**PROVIDED DATA:**
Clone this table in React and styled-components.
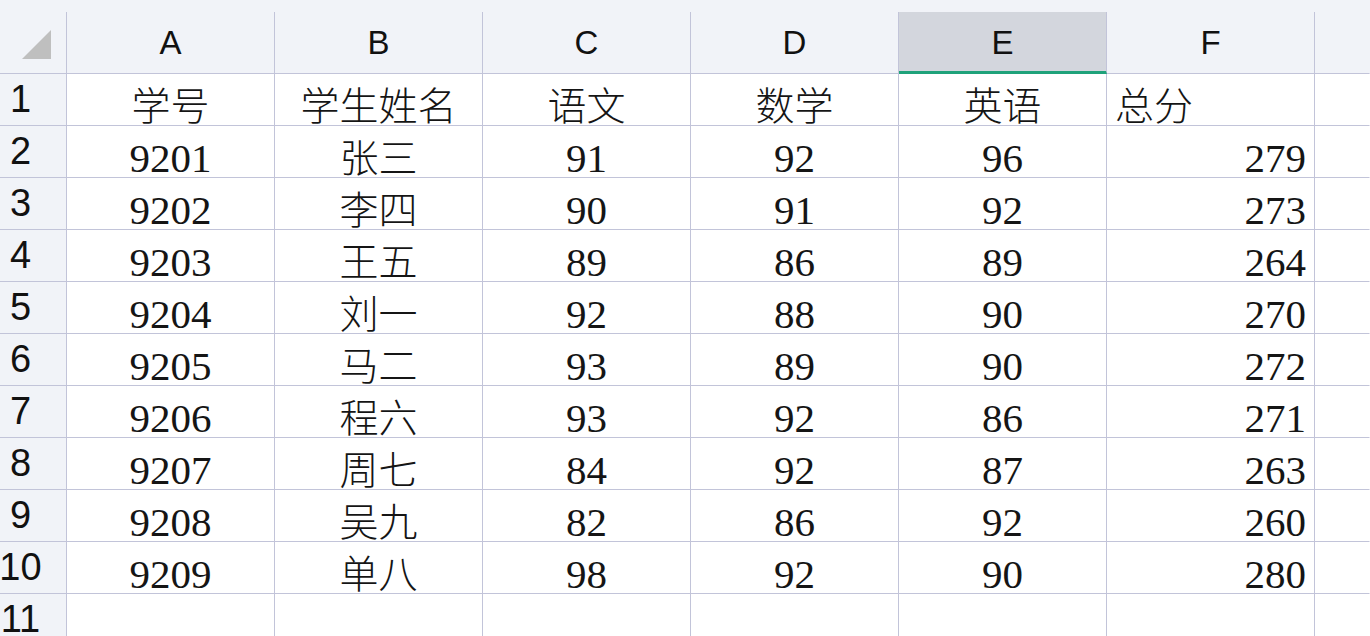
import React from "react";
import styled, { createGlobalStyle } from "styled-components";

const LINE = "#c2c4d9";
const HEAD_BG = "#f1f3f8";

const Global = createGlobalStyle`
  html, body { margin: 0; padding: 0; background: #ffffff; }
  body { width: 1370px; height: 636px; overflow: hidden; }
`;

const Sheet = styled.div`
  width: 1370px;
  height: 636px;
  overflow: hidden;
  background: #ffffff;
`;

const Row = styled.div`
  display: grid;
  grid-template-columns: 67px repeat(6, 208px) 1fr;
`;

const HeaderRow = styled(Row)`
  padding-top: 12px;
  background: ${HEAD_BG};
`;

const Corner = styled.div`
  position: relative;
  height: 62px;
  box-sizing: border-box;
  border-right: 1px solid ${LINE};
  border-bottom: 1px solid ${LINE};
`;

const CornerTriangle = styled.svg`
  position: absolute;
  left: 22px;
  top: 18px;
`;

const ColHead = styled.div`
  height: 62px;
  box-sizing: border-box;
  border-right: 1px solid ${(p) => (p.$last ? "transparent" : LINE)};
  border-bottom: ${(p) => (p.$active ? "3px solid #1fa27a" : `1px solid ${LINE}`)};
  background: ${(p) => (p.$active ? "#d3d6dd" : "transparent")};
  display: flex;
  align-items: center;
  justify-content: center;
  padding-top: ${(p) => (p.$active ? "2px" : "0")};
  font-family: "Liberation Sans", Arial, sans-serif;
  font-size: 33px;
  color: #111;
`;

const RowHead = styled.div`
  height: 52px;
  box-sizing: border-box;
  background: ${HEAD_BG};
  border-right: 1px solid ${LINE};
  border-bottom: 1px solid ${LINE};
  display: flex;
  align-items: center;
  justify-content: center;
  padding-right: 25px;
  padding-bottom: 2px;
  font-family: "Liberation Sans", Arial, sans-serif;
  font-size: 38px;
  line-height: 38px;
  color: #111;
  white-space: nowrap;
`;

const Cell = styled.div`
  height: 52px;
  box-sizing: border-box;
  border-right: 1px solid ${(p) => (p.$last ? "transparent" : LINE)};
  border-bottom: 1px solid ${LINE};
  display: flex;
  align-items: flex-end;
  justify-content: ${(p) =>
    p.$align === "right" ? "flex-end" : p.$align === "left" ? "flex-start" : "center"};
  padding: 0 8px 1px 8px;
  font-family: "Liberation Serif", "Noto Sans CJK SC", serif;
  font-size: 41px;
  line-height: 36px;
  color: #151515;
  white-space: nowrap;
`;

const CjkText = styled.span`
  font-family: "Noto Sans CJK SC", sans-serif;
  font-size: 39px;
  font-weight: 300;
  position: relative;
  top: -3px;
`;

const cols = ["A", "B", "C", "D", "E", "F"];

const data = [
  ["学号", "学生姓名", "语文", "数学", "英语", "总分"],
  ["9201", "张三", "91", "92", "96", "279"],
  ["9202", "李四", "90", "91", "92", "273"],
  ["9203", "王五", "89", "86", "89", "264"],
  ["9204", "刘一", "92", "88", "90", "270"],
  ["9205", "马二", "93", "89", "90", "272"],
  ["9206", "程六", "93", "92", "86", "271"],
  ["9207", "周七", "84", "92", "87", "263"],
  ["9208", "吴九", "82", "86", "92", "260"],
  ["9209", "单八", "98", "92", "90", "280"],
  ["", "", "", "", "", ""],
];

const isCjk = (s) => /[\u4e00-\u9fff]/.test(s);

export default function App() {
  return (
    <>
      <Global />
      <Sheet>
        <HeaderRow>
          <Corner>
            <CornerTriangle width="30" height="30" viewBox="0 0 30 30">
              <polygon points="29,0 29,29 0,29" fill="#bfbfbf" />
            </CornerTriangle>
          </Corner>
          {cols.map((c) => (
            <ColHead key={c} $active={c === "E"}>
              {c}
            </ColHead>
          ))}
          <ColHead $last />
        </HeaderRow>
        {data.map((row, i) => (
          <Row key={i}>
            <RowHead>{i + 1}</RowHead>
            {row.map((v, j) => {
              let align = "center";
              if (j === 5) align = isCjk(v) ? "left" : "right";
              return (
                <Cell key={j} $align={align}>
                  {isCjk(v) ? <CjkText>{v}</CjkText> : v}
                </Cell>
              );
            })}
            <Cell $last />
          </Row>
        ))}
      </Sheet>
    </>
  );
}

==

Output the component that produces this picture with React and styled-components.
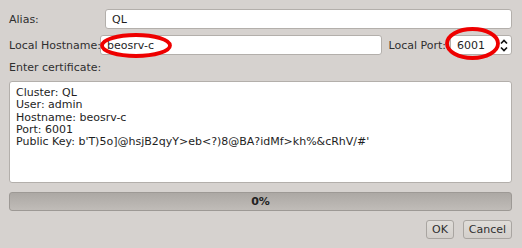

**WHAT YOU ARE ASKED TO DO:** Go through the records and show every line with the string "this" in it.

**FINAL RESULT:**
Clone this table in React and styled-components.
Output the component that produces this picture with React and styled-components.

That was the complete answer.